Chihuahua dog in the grass

Thanks to their diminutive size and short hair, Sunny notes that Chihuahuas are best suited for warm climates. Their adorable appearance, sassy personality, and affectionate nature have made them popular pets. “Chihuahuas are a small, loving breed that bonds deeply with their people,” explains Sunny. “They do best with lots of attention.”
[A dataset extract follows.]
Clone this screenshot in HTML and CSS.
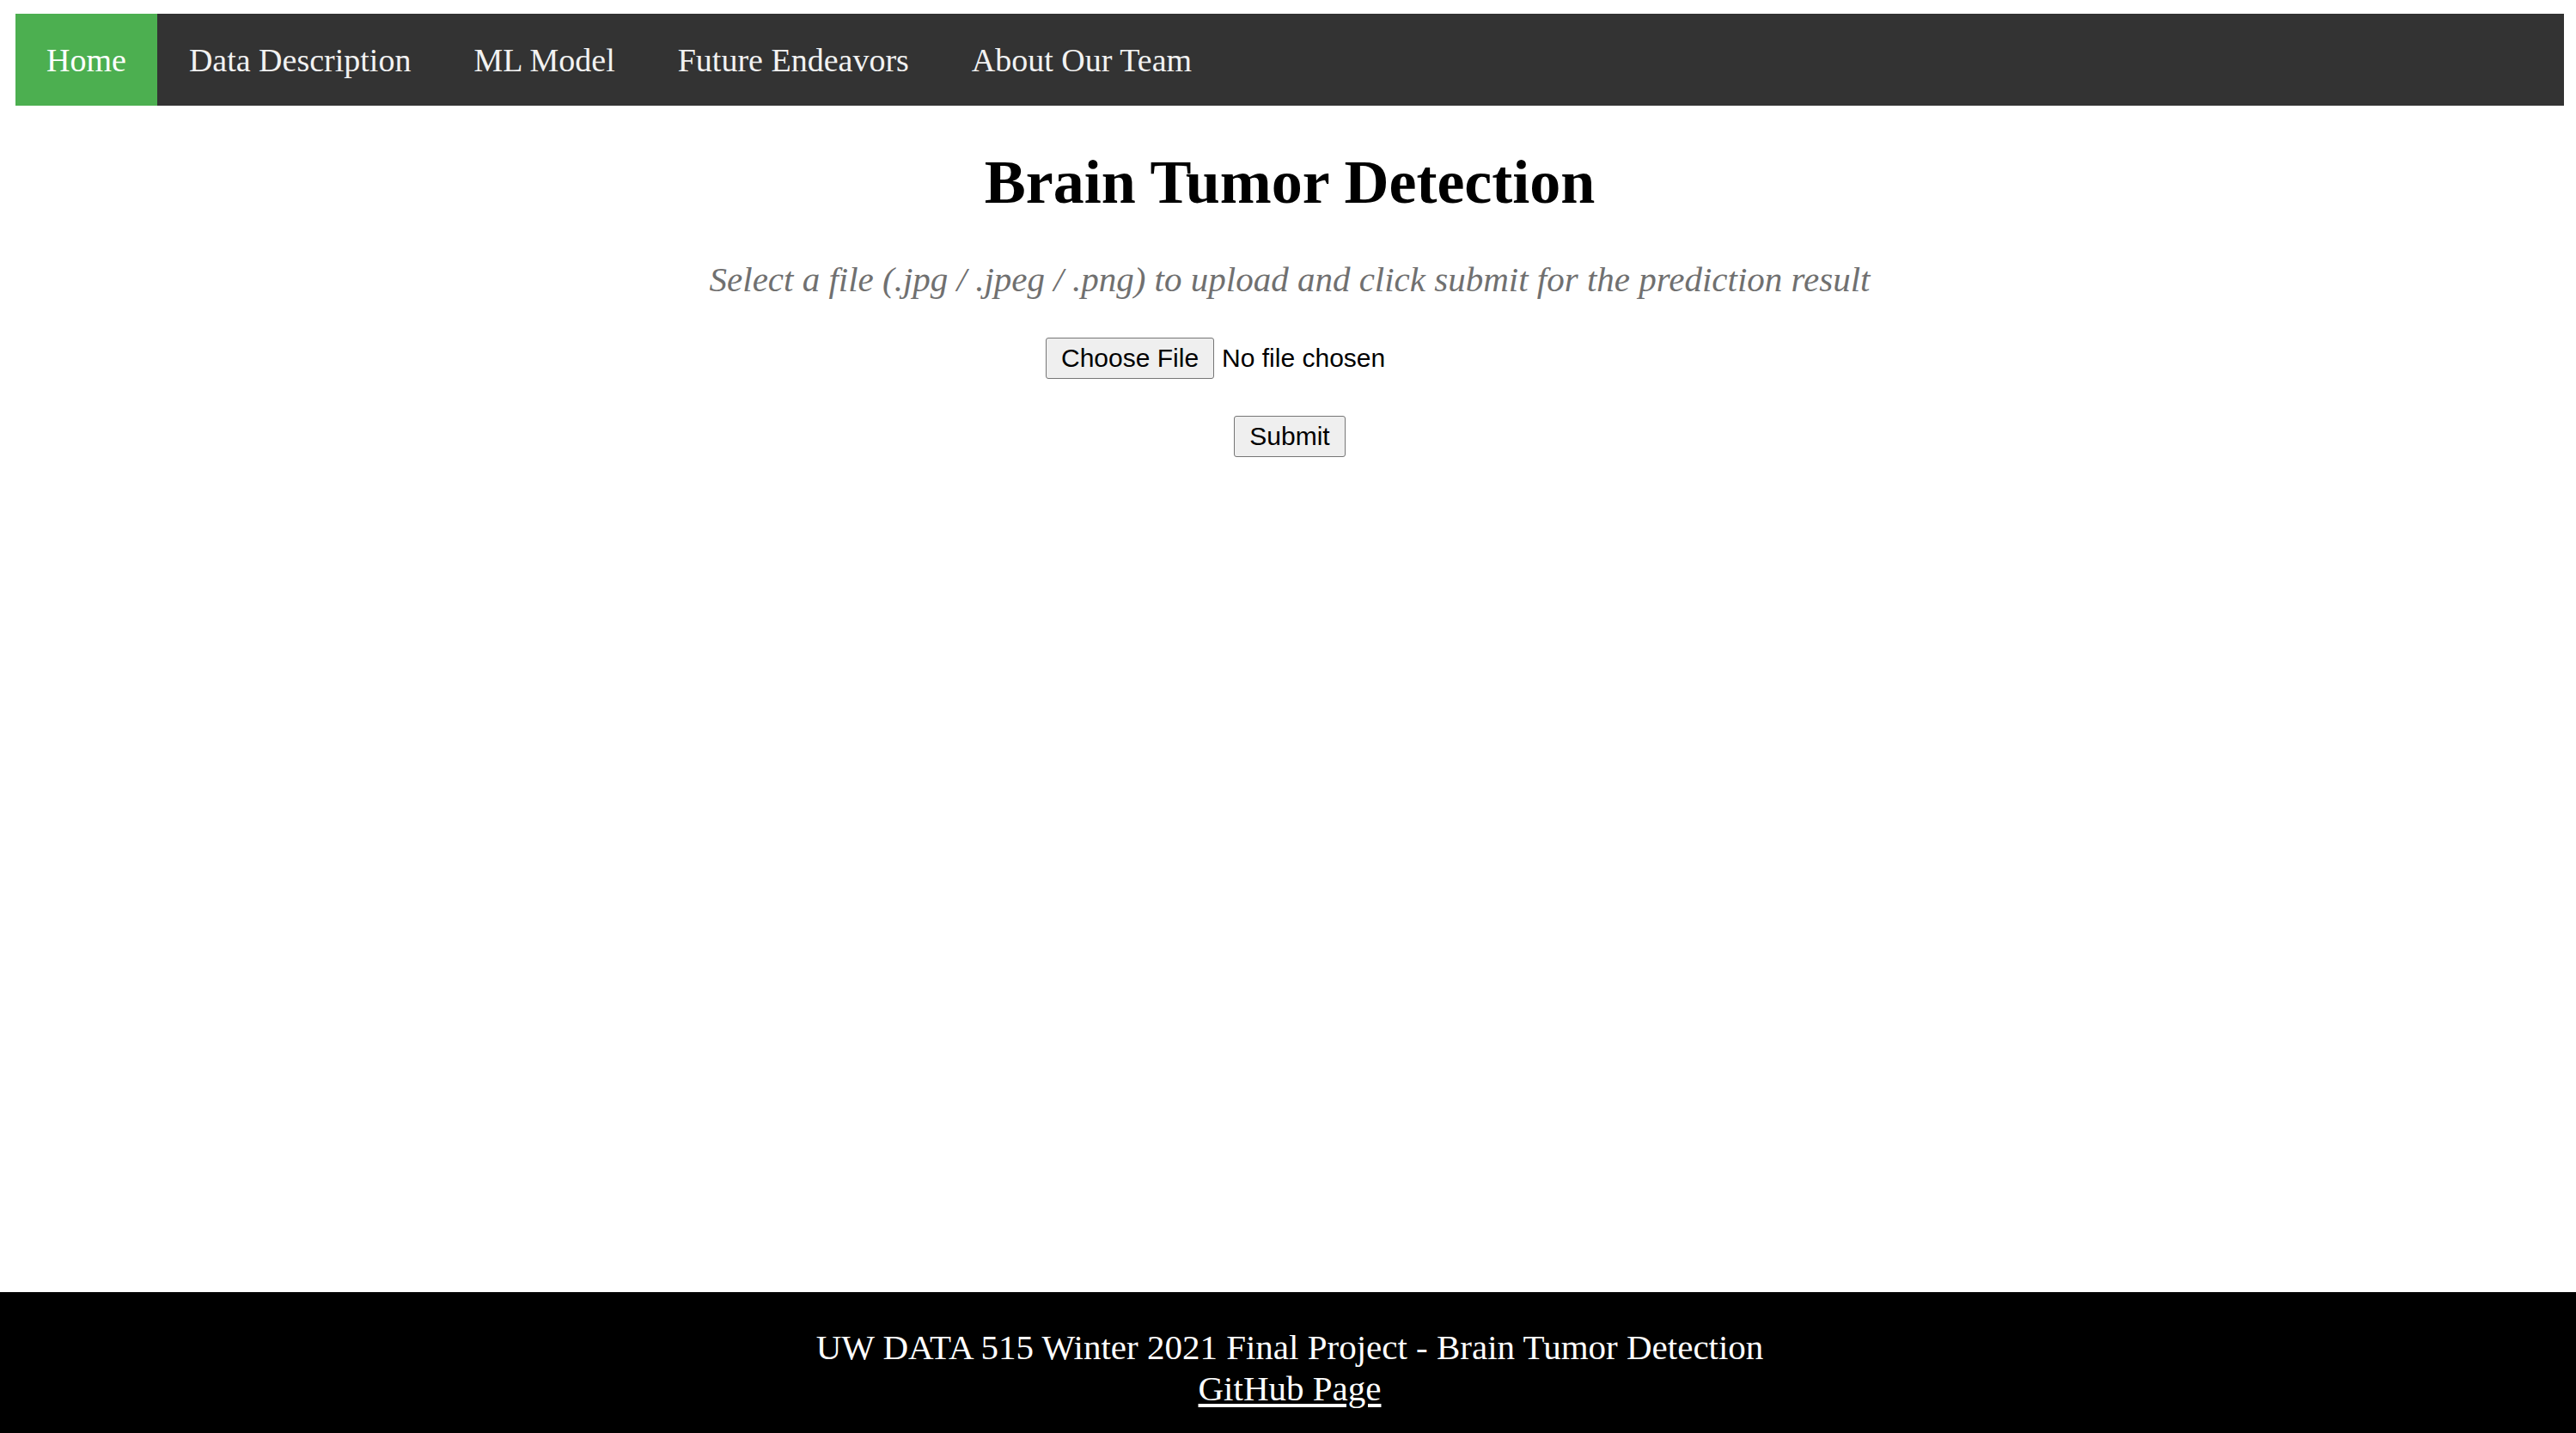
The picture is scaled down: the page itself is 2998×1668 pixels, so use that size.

Two sweet corgi dogs in a field

When it comes to dog breeds with pointy ears, few may be more famous than the Corgi. Queen Elizabeth loved Corgis and they continue to be popular companions for all types of households. Sunny describes them as “compact” dogs that stand just 10 to 12 inches tall and weigh up to 30 pounds. Corgis are herding dogs that are affectionate with their families and good with other dogs but also have a protective nature that make them excellent watchdogs. “They are a source of endless laughter and playtime,” Sunny says.

German Shepherd

German Shepherd dog laying in a forest

Hailed as courageous, confident, and smart, German Shepherds are the quintessential working dog breed that are just as comfortable on search and rescue teams as they are on movie sets. “German Shepherds are a highly intelligent and even more loyal breed,” says Sunny. “They bond very deeply with their families [and] do best with a family who can keep up with their high energy.” This breed also needs consistent obedience training and lots of exercise to thrive.


Papillion dog breeds

Papillons got their name from the French word for butterfly due to their oversized pricked ears that stand out like butterfly wings on either side of their heads. The breed was developed during the Renaissance period as companions for noblewomen. Papillons might stand less than 11 inches tall and weigh fewer than 10 pounds, but these dogs are equal parts athletes and lap dogs. “Papillons are beautiful and athletic dogs,” Sunny says. “They tend to be very skilled agility dogs.”

Rat Terrier

Rat terrier dog breed outside

Rat Terriers were bred to kill rats and also originally excelled as well-rounded farm dogs that protected chickens, hunted, and guarded properties. With sufficient training, exercise and mental stimulation, these good-natured, affectionate, and playful dogs make great family companions. “Rat terriers are incredibly intelligent, so much that people may even see them as stubborn,” Sunny shares.

Dogs with Pointy Ears: Tips and Advice

All dogs, whether pointy- or floppy-eared, need their ears cleaned as part of their grooming routine, but Sunny notes that it might be easier for dust and dirt to get into the ear canals of dogs with pointy ears. Be on the lookout for excessive head shaking or scratching, which could be a sign of ear irritation.

You’ll also need to monitor for infections or other ear-related issues like mites, allergies, or foreign objects lodged in the ears. 

In general, though, as long as you’re providing the proper care you would to any dog, you should be good to go when it comes to keeping your pointy-eared dog safe and healthy. “Dogs with naturally pointed/pricked ears don’t typically require any special or extra care,” says Sunny.